Baltimore Arts & Entertainment: A Local’s Guide to the City’s Creative Core
Baltimore’s arts and entertainment scene is bigger than its footprint. From Station North’s warehouse galleries to world‑class stages at the Meyerhoff and the Lyric, the city runs on a steady current of live music, experimental theater, murals, and DIY spaces. If you want to understand Baltimore, start with its artists.
In practice, Baltimore arts and entertainment means three overlapping worlds: established institutions, grassroots and DIY culture, and neighborhood‑based traditions. The magic happens where those collide—like a BSO violinist playing in a bar in Mount Vernon, or a Highlandtown gallery showing a Sandtown photographer.
This guide walks through the venues, neighborhoods, and rhythms that define Baltimore’s cultural life, along with practical tips on how to actually experience it—without getting lost in acronym soup or hype.
How Baltimore’s Arts & Entertainment Ecosystem Really Works
On paper, Baltimore looks like a classic “arts town”: major museums, a flagship symphony, a big arts college, and a cluster of designated Arts & Entertainment Districts. On the ground, it feels more like a network of small scenes that constantly overlap.
A few realities shape almost everything:
- Scale: Baltimore is compact. You can see a matinee at the Charles Theatre in Station North and still make an 8 p.m. show at the Hippodrome downtown with time for a snack.
- Price: Many events are free or pay‑what‑you‑can. When locals complain about cost, they’re usually talking about parking or Ticketmaster fees for touring shows, not small venues.

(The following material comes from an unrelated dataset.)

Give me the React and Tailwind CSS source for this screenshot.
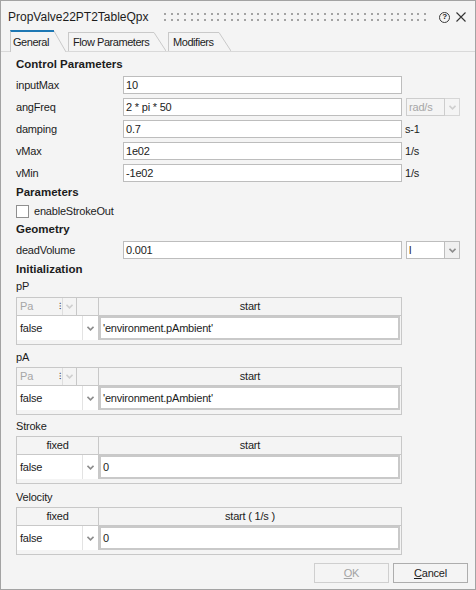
import React from 'react';

const Arrow = ({ faded }) => (
    <svg width="7" height="5" viewBox="0 0 7 5">
        <path d="M0.5 0.8 L3.5 3.8 L6.5 0.8" fill="none" stroke={faded ? '#cfcfcf' : '#8d8d8d'} strokeWidth="1.6" />
    </svg>
);

const Grip = () => {
    const dots = [];
    for (let i = 0; i < 40; i++) {
        const x = Math.round(i * 6.67);
        dots.push(<rect key={'a' + i} x={x} y="0" width="2" height="2" fill="#a3a3a3" />);
        dots.push(<rect key={'b' + i} x={x} y="6" width="2" height="2" fill="#a3a3a3" />);
    }
    return (
        <svg width="266" height="8" viewBox="0 0 266 8" shapeRendering="crispEdges">
            {dots}
        </svg>
    );
};

const Tab = ({ label, active, width, pad }) => (
    <div className={`flex items-stretch ${active ? 'h-[22px] -mb-px bg-[#f4f4f4]' : 'h-[19px]'}`}>
        <div
            className={`${width} ${pad} flex items-center tracking-[-0.45px] border-l border-[#c9c9c9] ${active ? 'border-t-2 border-t-[#1e78b4]' : 'border-t'}`}
        >
            {label}
        </div>
        <svg width="12" height={active ? 22 : 19} viewBox={`0 0 12 ${active ? 22 : 19}`}>
            {active && <path d="M0 0 H2 L12 22 H0 Z" fill="#f4f4f4" />}
            <path d={active ? 'M0 1 L12 22' : 'M0 0.5 L12 19'} stroke="#c9c9c9" strokeWidth="1" fill="none" />
        </svg>
    </div>
);

const SectionTitle = ({ children, h = 'h-[18px]' }) => (
    <div className={`${h} flex items-center font-bold text-[11.5px] tracking-normal`}>{children}</div>
);

const UnitCombo = ({ text, disabled }) => (
    <div className="ml-[4px] flex h-[18px]">
        <div
            className={`w-[39px] border flex items-center px-[2px] ${disabled ? 'border-[#cdcdcd] bg-[#f4f4f4] text-[#a6a6a6]' : 'border-[#bdbdbd] bg-white'}`}
        >
            {text}
        </div>
        <div
            className={`w-[15px] border border-l-0 flex items-center justify-center ${disabled ? 'border-[#d6d6d6] bg-[#f4f4f4]' : 'border-[#bdbdbd] bg-[#f0f0f0]'}`}
        >
            <Arrow faded={disabled} />
        </div>
    </div>
);

const FieldRow = ({ label, value, unit, combo }) => (
    <div className="h-[22px] flex items-center">
        <div className="w-[107px]">{label}</div>
        <div className="w-[279px] h-[18px] bg-white border border-[#bdbdbd] flex items-center px-[2px]">{value}</div>
        {unit && <span className="ml-[3px]">{unit}</span>}
        {combo}
    </div>
);

const InitTable = ({ header, startLabel, value, mb = 'mb-[4px]' }) => (
    <div className={`w-[386px] border border-[#c8c8c8] ${mb}`}>
        <div className="h-[18px] flex border-b border-[#c8c8c8]">
            {header}
            <div className="flex-1 border-l border-[#c8c8c8] flex items-center justify-center">{startLabel}</div>
        </div>
        <div className="h-[24px] flex">
            <div className="w-[66px] bg-white border-r border-[#e3e3e3] flex items-center pl-[3px]">false</div>
            <div className="w-[15px] bg-white flex items-center justify-center">
                <Arrow />
            </div>
            <div className="w-px bg-[#c8c8c8]" />
            <div className="w-[301px] bg-white border-2 border-[#c9c9c9] flex items-center pl-[2px]">{value}</div>
        </div>
        <div className="h-[4px]" />
    </div>
);

const UnitHeader = () => (
    <>
        <div className="w-[45px] flex items-center justify-between pl-[3px] text-[#a6a6a6]">
            <span>Pa</span>
            <span className="text-[#333] text-[9px] leading-none pr-[1px]">⁝</span>
        </div>
        <div className="w-[14px] border-l border-[#dedede] flex items-center justify-center">
            <Arrow faded />
        </div>
        <div className="w-[22px] border-l border-[#c8c8c8]" />
    </>
);

const FixedHeader = () => (
    <div className="w-[81px] flex items-center justify-center">fixed</div>
);

const App = () => {
    return (
        <div className="w-[476px] h-[590px] border border-[#a3a3a3] bg-[#f4f4f4] flex flex-col font-['Liberation_Sans',Arial,sans-serif] text-[11px] tracking-[-0.2px] text-[#1c1c1c]">
            {/* title bar */}
            <div className="h-[29px] pt-[3px] flex items-center pl-[7px] pr-[9px]">
                <span className="text-[12px] tracking-normal">PropValve22PT2TableQpx</span>
                <div className="ml-[15px] flex items-center">
                    <Grip />
                </div>
                <div className="ml-auto flex items-center gap-[6px]">
                    <span className="w-[11px] h-[11px] rounded-full border border-[#3a3a3a] flex items-center justify-center text-[8px] font-bold leading-none">?</span>
                    <svg width="10" height="10" viewBox="0 0 10 10">
                        <path d="M0.5 0.5 L9.5 9.5 M9.5 0.5 L0.5 9.5" stroke="#333" strokeWidth="1.1" />
                    </svg>
                </div>
            </div>

            {/* tabs */}
            <div className="h-[22px] flex items-end pl-[9px] border-b border-[#d9d9d9]">
                <Tab label="General" active width="w-[44px]" pad="pl-[2px]" />
                <div className="ml-[2px]">
                    <Tab label="Flow Parameters" width="w-[86px]" pad="pl-[4px]" />
                </div>
                <div className="ml-[2px]">
                    <Tab label="Modifiers" width="w-[51px]" pad="pl-[4px]" />
                </div>
            </div>

            {/* general tab content */}
            <div className="flex-1 flex flex-col pl-[15px] pt-[4px]">
                <SectionTitle>Control Parameters</SectionTitle>
                <FieldRow label="inputMax" value="10" />
                <FieldRow label="angFreq" value="2 * pi * 50" combo={<UnitCombo text="rad/s" disabled />} />
                <FieldRow label="damping" value="0.7" unit="s-1" />
                <FieldRow label="vMax" value="1e02" unit="1/s" />
                <FieldRow label="vMin" value="-1e02" unit="1/s" />

                <SectionTitle>Parameters</SectionTitle>
                <div className="h-[19px] flex items-center">
                    <div className="w-[13px] h-[13px] border border-[#8f8f8f] bg-white" />
                    <span className="ml-[5px]">enableStrokeOut</span>
                </div>

                <SectionTitle>Geometry</SectionTitle>
                <FieldRow label="deadVolume" value="0.001" combo={<UnitCombo text="l" />} />

                <SectionTitle>Initialization</SectionTitle>
                <div className="h-[18px] leading-[15px]">pP</div>
                <InitTable header={<UnitHeader />} startLabel="start" value="'environment.pAmbient'" />
                <div className="h-[18px] leading-[17px]">pA</div>
                <InitTable header={<UnitHeader />} startLabel="start" value="'environment.pAmbient'" mb="mb-[3px]" />
                <div className="h-[18px] leading-[17px]">Stroke</div>
                <InitTable header={<FixedHeader />} startLabel="start" value="0" mb="mb-[5px]" />
                <div className="h-[18px] leading-[17px]">Velocity</div>
                <InitTable header={<FixedHeader />} startLabel="start ( 1/s )" value="0" />

                <div className="mt-auto pb-[6px] pr-[7px] flex justify-end gap-[4px]">
                    <button className="w-[75px] h-[20px] border border-[#cfcfcf] bg-[#f4f4f4] text-[#a3a3a3] text-[11px]">
                        <span className="underline">O</span>K
                    </button>
                    <button className="w-[75px] h-[20px] border border-[#adadad] bg-[#f4f4f4] text-[11px]">
                        <span className="underline">C</span>ancel
                    </button>
                </div>
            </div>
        </div>
    );
};

export default App;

- DIY culture: Basement venues, pop‑up galleries, and backyard festivals are normal here. They coexist with the Walters Art Museum and the B&O Railroad Museum rather than competing with them.
If you’re new to the city, think less “single arts district” and more constellation of creative pockets: Mount Vernon, Station North, Highlandtown, Hampden, Pigtown, and pockets in West Baltimore all contribute distinct flavors.
The Major Institutions: Anchors of Baltimore Arts & Entertainment
These are the places out‑of‑towners recognize and locals quietly rely on for a cultural reset.
Museums that set the tone
Baltimore Museum of Art (BMA) – In Charles Village, bordering Wyman Park Dell and Johns Hopkins Homewood, the BMA is free to enter and sets the bar for contemporary exhibitions in the city. Locals drop in for a single gallery or a quick visit to the sculpture garden, not just big shows.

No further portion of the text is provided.